Di tengah kegamangan otonomi daerah seperti itu, ibu satu putra ini menyebut bahwa tak sedikit elite politik lokal dan pusat yang melihat otonomi daerah sebagai ladang baru untuk memperoleh kekuasaan. Dengan mengatasnamakan kepentingan rakyat, banyak di antara mereka yang menjadikan isu pemekaran daerah misalnya sebagai obat mujarab kegagalan otonomi daerah. Dalam kurun 1999-2010, jumlah daerah otonom baru pun mencapai 205 (7 provinsi, 164 kabupaten, dan 34 kota).

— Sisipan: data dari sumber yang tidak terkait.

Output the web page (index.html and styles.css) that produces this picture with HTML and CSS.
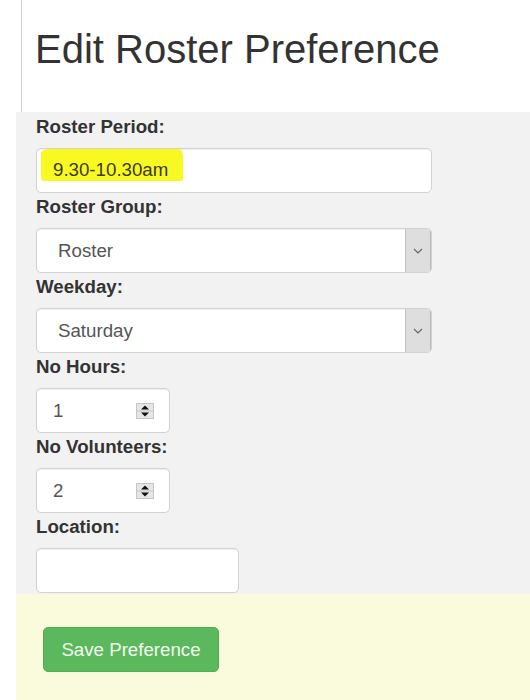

Menurut peraih gelar master bidang Ilmu politik dari The Flinders University, Adelaide, Australia ini, secara keseluruhan berdasarkan jumlah wilayah yang dimekarkan, hasilnya belum positif jika dibandingkan dengan esensi otonomi daerah itu sendiri, yakni meningkatkan kualitas pelayanan publik dan mewujudkan kesejahteraan rakyat. Siti beranggapan, alih-alih mempercepat kesejahteraan rakyat, pemekaran daerah justru hanya memperberat APBN. Seperti disebutkan di atas, pemekaran wilayah masih sering menjadi forum politisi untuk jadi pimpinan di daerah baru.
Mengenai wacana bahwa pemerintah mematok 40 provinsi saja sampai 2025, Siti mengatakan bahwa patokan angka mati tidak bisa diberlakukan untuk pemekaran wilayah. Jumlah daerah menurutnya erat kaitannya dengan perspektif berbagai bidang dan dimensi. Pemekaran wilayah harus disesuaikan dengan konsistensi parameter pemekaran dengan mengacu kepada esensi pemekaran, berupa kemampuan mengurus wilayah, mengelola daerah, dan melayani publik.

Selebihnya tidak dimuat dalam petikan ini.